[TASK STATEMENT] Output a single figure: the number of lines in which the word "React" appears.

[RECORDED DATA]
####################
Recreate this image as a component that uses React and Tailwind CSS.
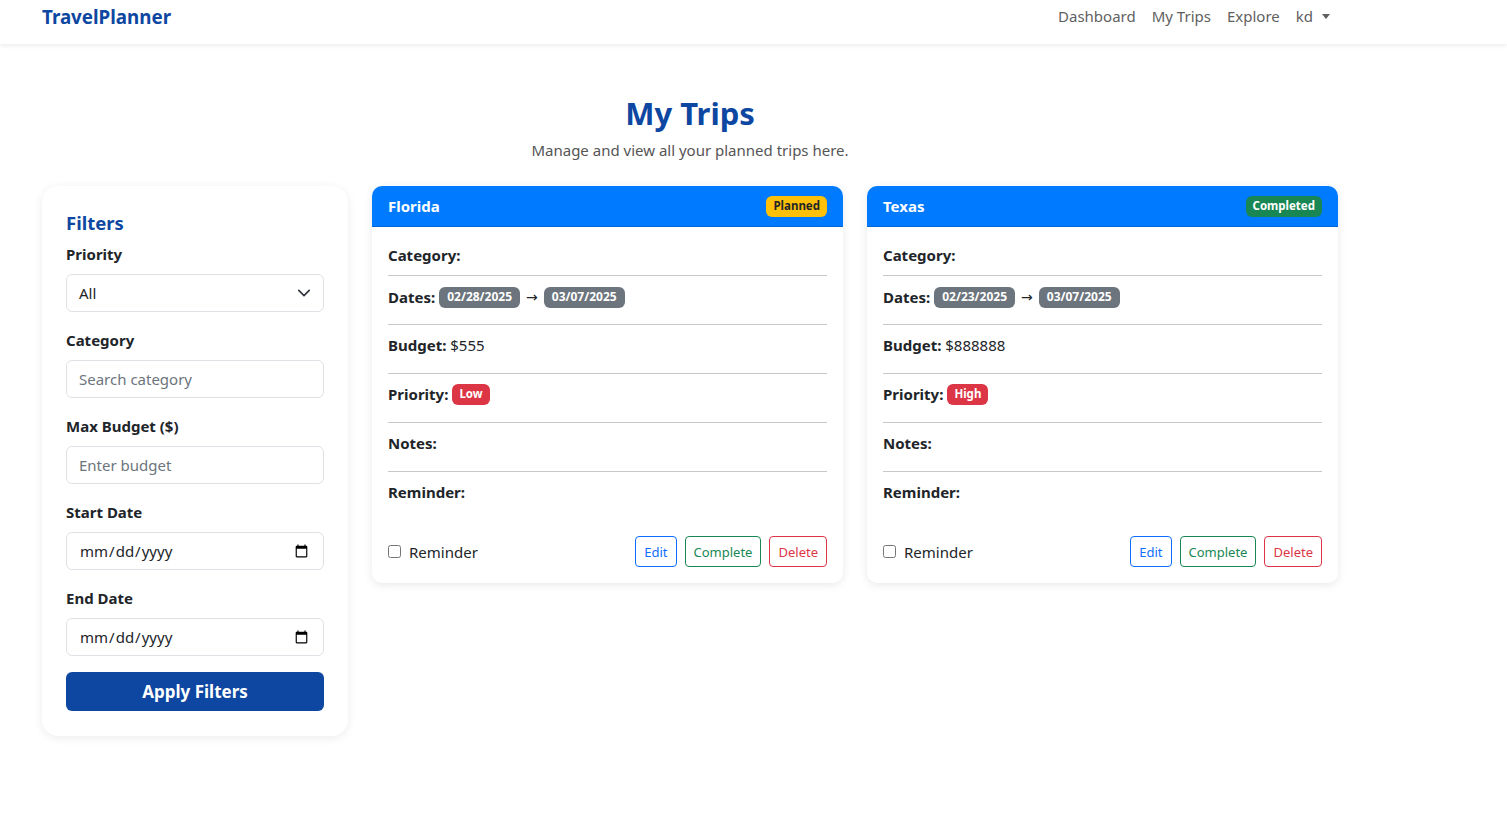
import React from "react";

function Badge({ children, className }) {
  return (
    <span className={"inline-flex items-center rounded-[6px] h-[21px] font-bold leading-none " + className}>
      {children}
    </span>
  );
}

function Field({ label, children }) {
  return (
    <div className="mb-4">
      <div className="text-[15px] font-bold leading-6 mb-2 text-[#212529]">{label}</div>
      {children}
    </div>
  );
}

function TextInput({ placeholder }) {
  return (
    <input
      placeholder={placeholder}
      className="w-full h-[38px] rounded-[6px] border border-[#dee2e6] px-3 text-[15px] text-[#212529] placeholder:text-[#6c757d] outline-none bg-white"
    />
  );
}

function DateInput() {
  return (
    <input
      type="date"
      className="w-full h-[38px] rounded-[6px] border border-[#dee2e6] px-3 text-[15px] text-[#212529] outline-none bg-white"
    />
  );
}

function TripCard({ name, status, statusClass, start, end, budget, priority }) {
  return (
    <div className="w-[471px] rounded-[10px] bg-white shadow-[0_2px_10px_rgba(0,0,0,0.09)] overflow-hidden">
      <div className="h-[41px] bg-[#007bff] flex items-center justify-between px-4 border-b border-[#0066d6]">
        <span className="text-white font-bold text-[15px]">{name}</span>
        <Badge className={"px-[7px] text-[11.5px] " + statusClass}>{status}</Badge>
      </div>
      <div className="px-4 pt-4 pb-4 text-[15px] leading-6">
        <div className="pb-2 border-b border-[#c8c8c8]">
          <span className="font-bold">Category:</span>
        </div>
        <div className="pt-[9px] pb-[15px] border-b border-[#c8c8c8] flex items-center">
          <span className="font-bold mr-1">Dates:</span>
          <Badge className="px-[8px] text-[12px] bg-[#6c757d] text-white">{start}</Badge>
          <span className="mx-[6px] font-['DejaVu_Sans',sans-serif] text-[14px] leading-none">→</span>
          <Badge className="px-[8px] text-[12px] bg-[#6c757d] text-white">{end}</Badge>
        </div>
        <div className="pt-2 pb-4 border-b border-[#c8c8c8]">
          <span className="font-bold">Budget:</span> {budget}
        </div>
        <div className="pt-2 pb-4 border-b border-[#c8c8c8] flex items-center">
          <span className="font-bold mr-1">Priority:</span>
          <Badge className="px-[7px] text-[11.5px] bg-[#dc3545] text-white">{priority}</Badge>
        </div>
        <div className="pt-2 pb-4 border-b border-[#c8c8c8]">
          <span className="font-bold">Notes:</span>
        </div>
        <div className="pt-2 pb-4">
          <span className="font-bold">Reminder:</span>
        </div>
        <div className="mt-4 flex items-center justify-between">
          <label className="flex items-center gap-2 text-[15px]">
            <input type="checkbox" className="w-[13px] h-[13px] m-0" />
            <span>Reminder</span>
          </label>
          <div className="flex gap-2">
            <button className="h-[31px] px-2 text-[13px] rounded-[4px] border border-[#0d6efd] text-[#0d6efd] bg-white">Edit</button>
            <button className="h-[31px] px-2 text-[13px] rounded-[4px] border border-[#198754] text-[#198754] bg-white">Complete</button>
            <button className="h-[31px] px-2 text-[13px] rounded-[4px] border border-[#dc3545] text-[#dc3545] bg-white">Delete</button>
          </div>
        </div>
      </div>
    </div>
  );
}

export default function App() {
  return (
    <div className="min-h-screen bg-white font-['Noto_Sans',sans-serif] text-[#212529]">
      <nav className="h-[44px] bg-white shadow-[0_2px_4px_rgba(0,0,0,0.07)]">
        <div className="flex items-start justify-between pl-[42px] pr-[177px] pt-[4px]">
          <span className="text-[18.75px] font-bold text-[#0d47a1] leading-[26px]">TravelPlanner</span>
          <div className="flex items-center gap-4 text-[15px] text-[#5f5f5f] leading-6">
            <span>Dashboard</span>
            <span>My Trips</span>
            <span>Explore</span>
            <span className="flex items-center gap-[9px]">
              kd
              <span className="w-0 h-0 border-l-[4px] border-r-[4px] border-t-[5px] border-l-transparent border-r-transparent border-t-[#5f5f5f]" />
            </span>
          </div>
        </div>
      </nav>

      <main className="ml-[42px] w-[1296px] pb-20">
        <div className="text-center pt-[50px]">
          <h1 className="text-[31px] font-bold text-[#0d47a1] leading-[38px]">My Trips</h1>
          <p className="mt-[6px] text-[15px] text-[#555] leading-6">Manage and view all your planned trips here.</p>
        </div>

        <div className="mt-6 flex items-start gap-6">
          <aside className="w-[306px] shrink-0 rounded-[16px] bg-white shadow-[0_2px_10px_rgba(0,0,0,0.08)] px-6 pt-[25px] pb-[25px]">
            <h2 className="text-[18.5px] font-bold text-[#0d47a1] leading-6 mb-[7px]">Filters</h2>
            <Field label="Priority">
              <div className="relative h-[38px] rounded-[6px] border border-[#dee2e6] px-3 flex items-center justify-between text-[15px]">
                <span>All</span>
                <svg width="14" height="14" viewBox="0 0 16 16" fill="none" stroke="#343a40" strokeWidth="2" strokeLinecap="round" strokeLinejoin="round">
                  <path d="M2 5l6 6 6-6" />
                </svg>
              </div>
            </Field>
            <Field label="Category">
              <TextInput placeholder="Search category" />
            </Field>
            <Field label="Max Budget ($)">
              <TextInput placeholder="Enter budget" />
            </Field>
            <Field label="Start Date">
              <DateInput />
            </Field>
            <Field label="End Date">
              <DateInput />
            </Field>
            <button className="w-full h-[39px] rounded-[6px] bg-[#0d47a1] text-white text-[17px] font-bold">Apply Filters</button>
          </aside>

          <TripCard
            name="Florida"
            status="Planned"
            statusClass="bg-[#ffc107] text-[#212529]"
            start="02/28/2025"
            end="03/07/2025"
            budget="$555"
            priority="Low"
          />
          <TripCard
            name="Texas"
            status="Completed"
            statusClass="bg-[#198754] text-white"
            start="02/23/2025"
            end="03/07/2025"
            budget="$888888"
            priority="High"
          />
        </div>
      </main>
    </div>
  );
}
####################
[OUTPUT BELOW] 2